### Set problem
Go through the records and copy each line where the word "React" occurs.

(Source records)
┌──

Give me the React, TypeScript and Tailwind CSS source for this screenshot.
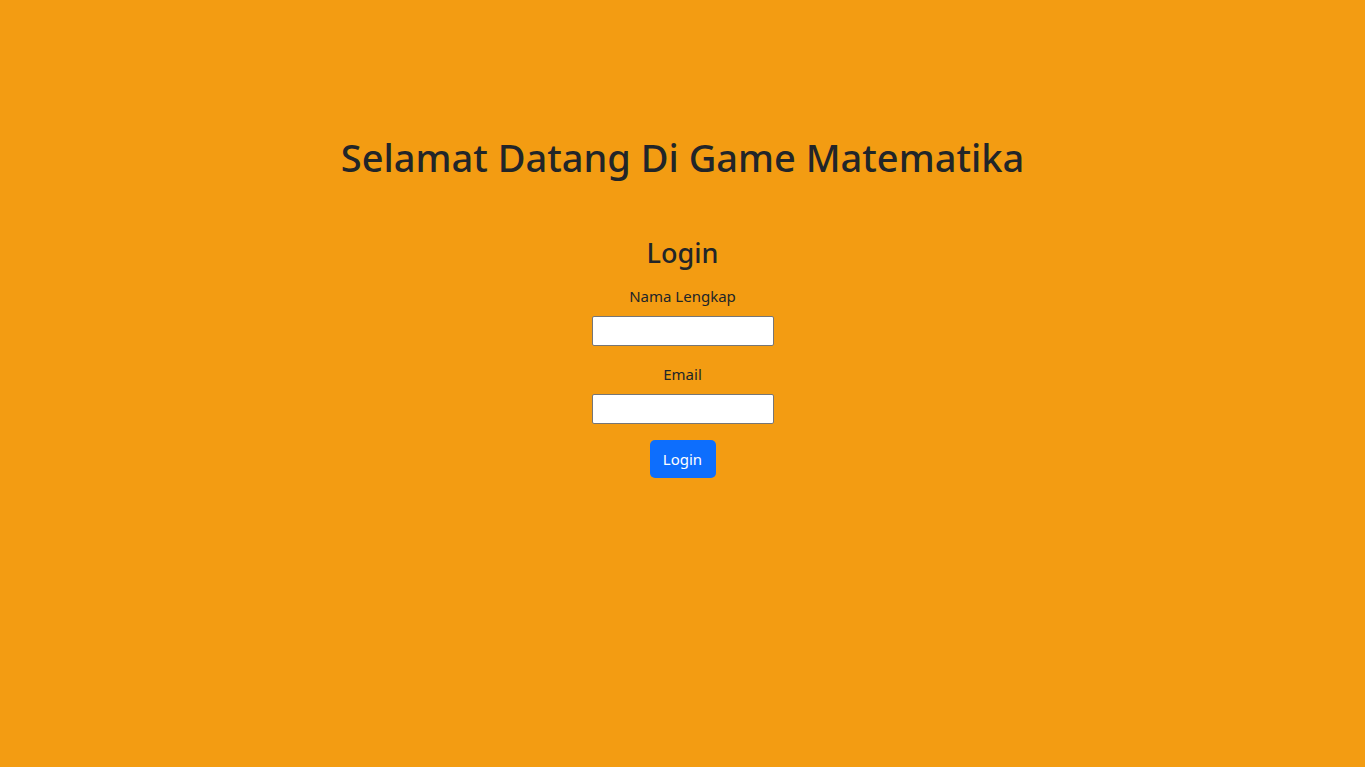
import React from 'react';

const App = () => {
  return (
    <div className="min-h-screen w-full bg-[#f39c12] text-[#212529] font-['Noto_Sans',_'Open_Sans',_sans-serif] text-center">
      <div className="pt-[133px]">
        <h1 className="text-[38px] leading-[48px] font-medium">Selamat Datang Di Game Matematika</h1>
      </div>

      <form className="mt-[53px] flex flex-col items-center" onSubmit={(e) => e.preventDefault()}>
        <h2 className="text-[27px] leading-[38px] font-medium mb-2">Login</h2>

        <label htmlFor="nama" className="text-[15px] leading-6 mt-[4px] mb-2">Nama Lengkap</label>
        <input id="nama" type="text" className="w-[182px] h-[30px] bg-white border border-[#767676] rounded-[2px]" />

        <label htmlFor="email" className="text-[15px] leading-6 mt-4 mb-2">Email</label>
        <input id="email" type="email" className="w-[182px] h-[30px] bg-white border border-[#767676] rounded-[2px]" />

        <button type="submit" className="mt-4 h-[38px] w-[66px] rounded-[5px] bg-[#0d6efd] text-white text-[15px] leading-6">
          Login
        </button>
      </form>
    </div>
  );
};

export default App;
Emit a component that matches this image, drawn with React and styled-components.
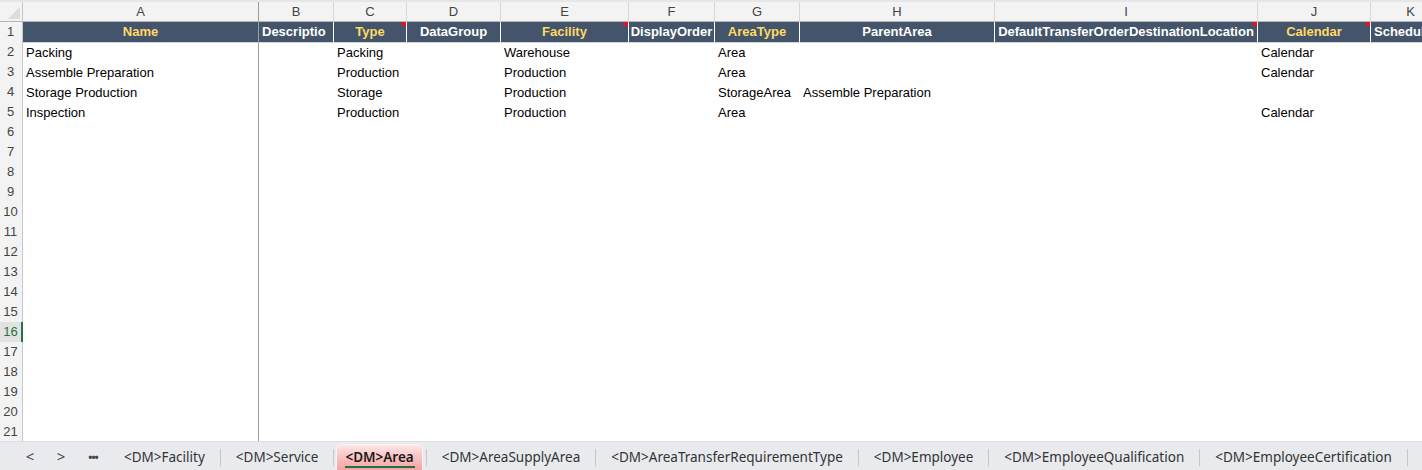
import React from 'react';
import styled, { createGlobalStyle } from 'styled-components';

const GlobalStyle = createGlobalStyle`
  html, body {
    margin: 0;
    padding: 0;
    background: #fff;
  }
  body {
    font-family: "Liberation Sans", Arial, sans-serif;
  }
`;

const COLS = [
  { letter: 'A', width: 236, title: 'Name', accent: true },
  { letter: 'B', width: 75, title: 'Descriptio', clip: true },
  { letter: 'C', width: 73, title: 'Type', accent: true, note: true },
  { letter: 'D', width: 94, title: 'DataGroup' },
  { letter: 'E', width: 128, title: 'Facility', accent: true, note: true },
  { letter: 'F', width: 86, title: 'DisplayOrder' },
  { letter: 'G', width: 85, title: 'AreaType', accent: true },
  { letter: 'H', width: 195, title: 'ParentArea' },
  { letter: 'I', width: 263, title: 'DefaultTransferOrderDestinationLocation', note: true },
  { letter: 'J', width: 113, title: 'Calendar', accent: true, note: true },
  { letter: 'K', width: 80, title: 'Schedul', clip: true },
];

const DATA = [
  ['Packing', '', 'Packing', '', 'Warehouse', '', 'Area', '', '', 'Calendar', ''],
  ['Assemble Preparation', '', 'Production', '', 'Production', '', 'Area', '', '', 'Calendar', ''],
  ['Storage Production', '', 'Storage', '', 'Production', '', 'StorageArea', 'Assemble Preparation', '', '', ''],
  ['Inspection', '', 'Production', '', 'Production', '', 'Area', '', '', 'Calendar', ''],
];

const TABS = [
  '<DM>Facility',
  '<DM>Service',
  '<DM>Area',
  '<DM>AreaSupplyArea',
  '<DM>AreaTransferRequirementType',
  '<DM>Employee',
  '<DM>EmployeeQualification',
  '<DM>EmployeeCertification',
];
const ACTIVE = '<DM>Area';

const template = `23px ${COLS.map(c => `${c.width}px`).join(' ')}`;

const Sheet = styled.div`
  width: 1422px;
  height: 470px;
  display: flex;
  flex-direction: column;
  overflow: hidden;
  background: #fff;
`;

const TopStrip = styled.div`
  height: 2px;
  background: #e6e6e6;
`;

const Grid = styled.div`
  flex: 1;
  display: flex;
  flex-direction: column;
  overflow: hidden;
`;

const Row = styled.div`
  display: grid;
  grid-template-columns: ${template};
  height: 20px;
  flex-shrink: 0;
`;

const Corner = styled.div`
  position: relative;
  background: #f3f3f3;
  border-right: 1px solid #c8c8c8;
  border-bottom: 1px solid #b5b5b5;
  box-sizing: border-box;

  &::after {
    content: '';
    position: absolute;
    right: 2px;
    bottom: 2px;
    border-style: solid;
    border-width: 0 0 12px 12px;
    border-color: transparent transparent #dcdcdc transparent;
  }
`;

const Letter = styled.div`
  background: #f3f3f3;
  border-right: 1px solid ${p => (p.$freeze ? '#9e9e9e' : '#d8d8d8')};
  border-bottom: 1px solid #b5b5b5;
  box-sizing: border-box;
  color: #444;
  font-size: 13px;
  line-height: 19px;
  text-align: center;
  overflow: hidden;
  white-space: nowrap;
`;

const RowNum = styled.div`
  background: ${p => (p.$active ? '#e2e2e2' : '#f3f3f3')};
  border-right: ${p => (p.$active ? '2px solid #217346' : '1px solid #c8c8c8')};
  border-bottom: 1px solid #dadada;
  box-sizing: border-box;
  color: ${p => (p.$active ? '#217346' : '#444')};
  font-size: 13px;
  line-height: 20px;
  text-align: center;
  padding-right: ${p => (p.$active ? '0' : '1px')};
`;

const HeadCell = styled.div`
  position: relative;
  background: #44546a;
  border-right: 1px solid ${p => (p.$freeze ? '#9e9e9e' : '#fff')};
  border-bottom: 1px solid #d0d4da;
  box-sizing: border-box;
  color: ${p => (p.$accent ? '#ffd966' : '#fff')};
  font-size: 13px;
  font-weight: bold;
  line-height: 20px;
  text-align: ${p => (p.$clip ? 'left' : 'center')};
  padding-left: ${p => (p.$clip ? '3px' : '0')};
  white-space: nowrap;
  overflow: hidden;

  &::after {
    content: '';
    display: ${p => (p.$note ? 'block' : 'none')};
    position: absolute;
    top: 0;
    right: 0;
    border-style: solid;
    border-width: 0 6px 6px 0;
    border-color: transparent #e81123 transparent transparent;
  }
`;

const Cell = styled.div`
  border-right: ${p => (p.$freeze ? '1px solid #9e9e9e' : 'none')};
  box-sizing: border-box;
  color: #000;
  font-size: 13px;
  line-height: 21px;
  padding-left: 3px;
  white-space: nowrap;
  overflow: visible;
`;

const TabBar = styled.div`
  height: 29px;
  flex-shrink: 0;
  display: flex;
  align-items: center;
  background: #e8eaee;
  border-top: 1px solid #dcdee2;
  box-sizing: border-box;
  font-family: "Noto Sans", "Open Sans", sans-serif;
  font-size: 13.5px;
  color: #333;
  white-space: nowrap;
  overflow: hidden;
`;

const NavBtn = styled.div`
  flex-shrink: 0;
  width: ${p => p.$w}px;
  text-align: center;
  color: #444;
  font-size: ${p => (p.$dots ? '11px' : '15px')};
  font-weight: ${p => (p.$dots ? 'bold' : 'normal')};
  letter-spacing: ${p => (p.$dots ? '-1px' : '0')};
`;

const Tab = styled.div`
  position: relative;
  flex-shrink: 0;
  height: 25px;
  margin-top: 2px;
  display: flex;
  align-items: center;
  padding: 0 ${p => (p.$active ? '8px' : '15px')};
  border-radius: 4px 4px 0 0;
  background: ${p =>
    p.$active ? 'linear-gradient(to bottom, #fde6e6 0%, #f9baba 60%, #f5a4a4 100%)' : 'transparent'};
  box-shadow: ${p => (p.$active ? '0 0 0 1px #f6f6f6' : 'none')};
  color: ${p => (p.$active ? '#1a1a1a' : '#333')};
  font-weight: ${p => (p.$active ? 600 : 'normal')};
  margin-left: ${p => (p.$active ? '3px' : '0')};
  margin-right: ${p => (p.$active ? '4px' : '0')};

  &::after {
    content: '';
    display: ${p => (p.$active ? 'block' : 'none')};
    position: absolute;
    left: 8px;
    right: 7px;
    bottom: 2px;
    height: 2px;
    background: #217346;
  }
`;

const Sep = styled.div`
  flex-shrink: 0;
  width: 1px;
  height: 17px;
  background: #c4c6ca;
  margin-top: 2px;
`;

export default function App() {
  const rows = [];
  for (let r = 2; r <= 21; r++) {
    const data = DATA[r - 2];
    rows.push(
      <Row key={r}>
        <RowNum $active={r === 16}>{r}</RowNum>
        {COLS.map((c, i) => (
          <Cell key={c.letter} $freeze={i === 0}>
            {data ? data[i] : ''}
          </Cell>
        ))}
      </Row>
    );
  }

  return (
    <>
      <GlobalStyle />
      <Sheet>
        <TopStrip />
        <Grid>
          <Row>
            <Corner />
            {COLS.map((c, i) => (
              <Letter key={c.letter} $freeze={i === 0}>{c.letter}</Letter>
            ))}
          </Row>
          <Row>
            <RowNum>1</RowNum>
            {COLS.map((c, i) => (
              <HeadCell
                key={c.letter}
                $accent={c.accent}
                $note={c.note}
                $clip={c.clip}
                $freeze={i === 0}
              >
                {c.title}
              </HeadCell>
            ))}
          </Row>
          {rows}
        </Grid>
        <TabBar>
          <NavBtn $w={15} />
          <NavBtn $w={30}>&lt;</NavBtn>
          <NavBtn $w={32}>&gt;</NavBtn>
          <NavBtn $w={32} $dots>•••</NavBtn>
          {TABS.map((t, i) => (
            <React.Fragment key={t}>
              {i > 0 && <Sep />}
              <Tab $active={t === ACTIVE}>{t}</Tab>
            </React.Fragment>
          ))}
          <Sep />
        </TabBar>
      </Sheet>
    </>
  );
}
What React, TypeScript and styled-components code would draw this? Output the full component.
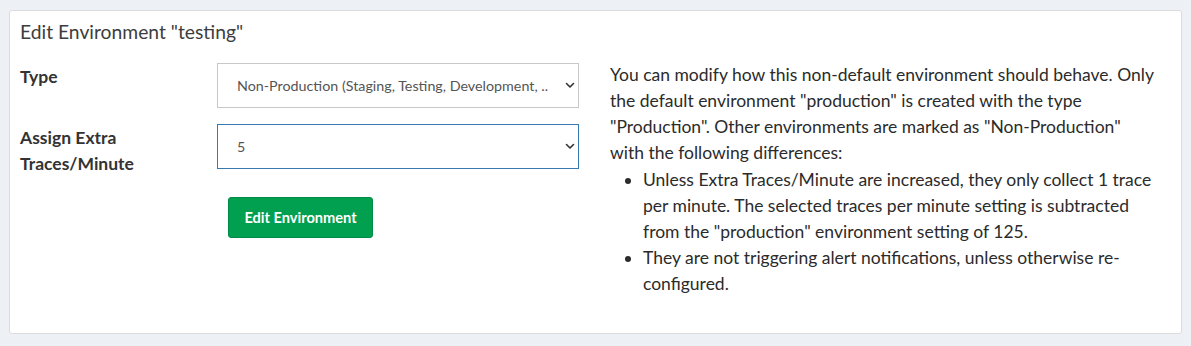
import React from "react";
import styled, { createGlobalStyle } from "styled-components";

const Global = createGlobalStyle`
  html, body { margin: 0; padding: 0; background: #edf1f5; }
  body { font-family: "Lato", "Open Sans", sans-serif; color: #333; }
  * { box-sizing: border-box; }
`;

const Page = styled.div`
  padding: 10px 9px;
`;

const Card = styled.section`
  background: #fff;
  border: 1px solid #dcdcdc;
  border-radius: 3px;
  padding: 8px 10px 35px 10px;
  height: 324px;
`;

const Title = styled.h2`
  margin: 0;
  font-size: 19.3px;
  font-weight: 400;
  line-height: 26px;
  color: #3d3d3d;
`;

const Body = styled.div`
  display: grid;
  grid-template-columns: 575px 1fr;
  margin-top: 18px;
`;

const FormGrid = styled.div`
  display: grid;
  grid-template-columns: 197px 362px;
  row-gap: 16px;
  align-content: start;
`;

const Label = styled.label`
  font-size: 17.5px;
  font-weight: 700;
  line-height: 26px;
  padding-top: 1px;
  color: #333;
  padding-right: 40px;
`;

const SelectWrap = styled.div`
  position: relative;
  height: 45px;
`;

const Select = styled.select<{ $focused?: boolean }>`
  appearance: none;
  -webkit-appearance: none;
  width: 100%;
  height: 45px;
  padding: 0 28px 0 19px;
  font-family: "Lato", "Open Sans", sans-serif;
  font-size: 14.3px;
  color: #555;
  background: #fff;
  border: 1px solid ${(p) => (p.$focused ? "#3779b0" : "#c8c8c8")};
  border-radius: 0;
  outline: none;
`;

const Chevron = styled.svg`
  position: absolute;
  right: 4px;
  top: 19px;
  width: 10px;
  height: 7px;
  pointer-events: none;
`;

const ButtonCell = styled.div`
  grid-column: 2;
  padding-left: 11px;
  padding-top: 4px;
`;

const Button = styled.button`
  width: 145px;
  height: 41px;
  background: #00a050;
  border: 1px solid #008c45;
  border-radius: 3px;
  color: #fff;
  font-family: "Lato", "Open Sans", sans-serif;
  font-size: 14.6px;
  font-weight: 700;
  cursor: pointer;
`;

const Help = styled.div`
  padding: 0 15px;
  margin-top: -1px;
  font-size: 17.5px;
  line-height: 26px;
  color: #2b2b2b;
`;

const Para = styled.p`
  margin: 0 0 1px 0;
`;

const List = styled.ul`
  margin: 0;
  padding-left: 33px;
`;

const ChevronIcon = () => (
  <Chevron viewBox="0 0 10 7">
    <path d="M1.5 1.5 L5 5 L8.5 1.5" fill="none" stroke="#333" strokeWidth="1.6" strokeLinecap="round" strokeLinejoin="round" />
  </Chevron>
);

export default function App() {
  return (
    <>
      <Global />
      <Page>
        <Card>
          <Title>Edit Environment "testing"</Title>
          <Body>
            <FormGrid>
              <Label>Type</Label>
              <SelectWrap>
                <Select defaultValue="np">
                  <option value="np">Non-Production (Staging, Testing, Development, ..</option>
                  <option value="p">Production</option>
                </Select>
                <ChevronIcon />
              </SelectWrap>
              <Label>Assign Extra Traces/Minute</Label>
              <SelectWrap>
                <Select $focused defaultValue="5">
                  <option value="0">0</option>
                  <option value="5">5</option>
                  <option value="10">10</option>
                </Select>
                <ChevronIcon />
              </SelectWrap>
              <ButtonCell>
                <Button type="button">Edit Environment</Button>
              </ButtonCell>
            </FormGrid>
            <Help>
              <Para>
                You can modify how this non-default environment should behave. Only the default environment
                "production" is created with the type "Production". Other environments are marked as
                "Non-Production"
                <br />
                with the following differences:
              </Para>
              <List>
                <li>
                  Unless Extra Traces/Minute are increased, they only collect 1 trace per minute. The selected
                  traces per minute setting is subtracted
                  <br />
                  from the "production" environment setting of 125.
                </li>
                <li>They are not triggering alert notifications, unless otherwise re-configured.</li>
              </List>
            </Help>
          </Body>
        </Card>
      </Page>
    </>
  );
}
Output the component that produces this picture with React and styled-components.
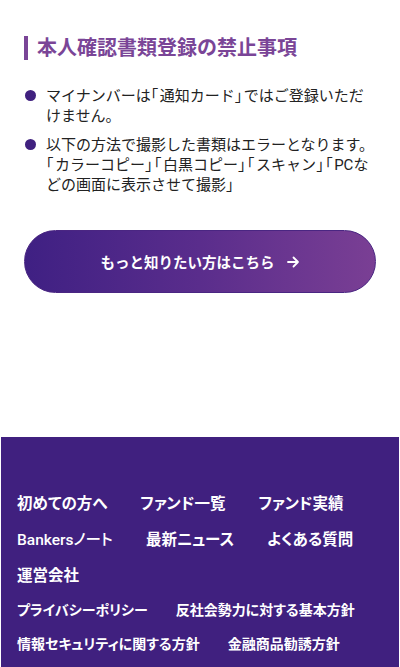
import styled, { createGlobalStyle } from "styled-components";

const GlobalStyle = createGlobalStyle`
  html, body {
    margin: 0;
    padding: 0;
    background: #fff;
  }
  body {
    font-family: "Roboto", "Noto Sans CJK JP", sans-serif;
    color: #222;
    -webkit-font-smoothing: antialiased;
  }
`;

const Page = styled.div`
  width: 400px;
  overflow: hidden;
`;

const Section = styled.section`
  padding: 0 24px;
`;

// top heading is scrolled mostly out of view in the screenshot
const ClippedTitle = styled.h2`
  margin: -25px 0 0;
  font-size: 22px;
  line-height: 28px;
  font-weight: 700;
  color: #6f3c96;
`;

const SubTitle = styled.h3`
  margin: 33px 0 0;
  padding-left: 9px;
  border-left: 4px solid #7a4597;
  font-size: 20px;
  line-height: 24px;
  font-weight: 700;
  color: #7a4597;
`;

const List = styled.ul`
  list-style: none;
  margin: 26px 0 0;
  padding: 0;
  display: flex;
  flex-direction: column;
  gap: 9px;
`;

const Item = styled.li`
  display: flex;
  align-items: flex-start;
  gap: 10px;
  font-size: 15px;
  line-height: 20px;
`;

const Dot = styled.span`
  flex: none;
  width: 11px;
  height: 11px;
  margin: 4px 0 0 1px;
  border-radius: 50%;
  background: #40217f;
`;

const ItemText = styled.span`
  flex: 1;
`;

// narrower corner brackets
const Punct = styled.span`
  font-feature-settings: "halt";
  letter-spacing: 1.5px;
`;

const MoreButton = styled.a`
  display: flex;
  align-items: center;
  justify-content: center;
  gap: 11px;
  height: 63px;
  margin-top: 35px;
  border-radius: 32px;
  border: 1px solid #4a2682;
  background: linear-gradient(90deg, #3f2083 0%, #5a2d8c 50%, #7a3f94 100%);
  color: #fff;
  font-size: 14.5px;
  font-weight: 700;
  text-decoration: none;
  box-sizing: border-box;
`;

const Footer = styled.footer`
  margin: 144px 1px 0;
  padding: 56px 16px 14px;
  background: #40207f;
`;

const LinkRow = styled.div`
  display: flex;
  flex-wrap: wrap;
  column-gap: ${({ $small }) => ($small ? "28px" : "33px")};
  row-gap: 14px;
  margin-top: ${({ $small }) => ($small ? "13px" : "0")};
`;

const FooterLink = styled.a`
  color: #fff;
  text-decoration: none;
  font-weight: ${({ $light }) => ($light ? 500 : 700)};
  font-size: ${({ $small }) => ($small ? "14px" : "15.5px")};
  line-height: ${({ $small }) => ($small ? "20px" : "22px")};
  font-feature-settings: "palt";
`;

const Arrow = () => (
  <svg width="14" height="14" viewBox="0 0 14 14" fill="none">
    <path
      d="M2 7h10M7.5 2.5L12 7l-4.5 4.5"
      stroke="#fff"
      strokeWidth="1.8"
      strokeLinecap="round"
      strokeLinejoin="round"
    />
  </svg>
);

const trimBrackets = (text) =>
  text
    .split(/([「」])/)
    .map((part, i) =>
      part === "「" || part === "」" ? <Punct key={i}>{part}</Punct> : part
    );

const mainLinks = [
  "初めての方へ",
  "ファンド一覧",
  "ファンド実績",
  "Bankersノート",
  "最新ニュース",
  "よくある質問",
  "運営会社",
];

const subLinks = [
  "プライバシーポリシー",
  "反社会勢力に対する基本方針",
  "情報セキュリティに関する方針",
  "金融商品勧誘方針",
];

const App = () => {
  return (
    <>
      <GlobalStyle />
      <Page>
        <Section>
          <ClippedTitle>注意事項</ClippedTitle>
          <SubTitle>本人確認書類登録の禁止事項</SubTitle>
          <List>
            <Item>
              <Dot />
              <ItemText>
                {trimBrackets(
                  "マイナンバーは「通知カード」ではご登録いただけません。"
                )}
              </ItemText>
            </Item>
            <Item>
              <Dot />
              <ItemText>
                以下の方法で撮影した書類はエラーとなります。
                <br />
                {trimBrackets(
                  "「カラーコピー」「白黒コピー」「スキャン」「PCなどの画面に表示させて撮影」"
                )}
              </ItemText>
            </Item>
          </List>
          <MoreButton href="#">
            もっと知りたい方はこちら
            <Arrow />
          </MoreButton>
        </Section>
        <Footer>
          <LinkRow>
            {mainLinks.map((l) => (
              <FooterLink key={l} href="#" $light={l.startsWith("Bankers")}>
                {l}
              </FooterLink>
            ))}
          </LinkRow>
          <LinkRow $small>
            {subLinks.map((l) => (
              <FooterLink key={l} href="#" $small>
                {l}
              </FooterLink>
            ))}
          </LinkRow>
        </Footer>
      </Page>
    </>
  );
};

export default App;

└──

### Solution
Give me the React, TypeScript and Tailwind CSS source for this screenshot.
import React from 'react';
Emit a component that matches this image, drawn with React and styled-components.
import React from 'react';
            <React.Fragment key={t}>
            </React.Fragment>
What React, TypeScript and styled-components code would draw this? Output the full component.
import React from "react";
Output the component that produces this picture with React and styled-components.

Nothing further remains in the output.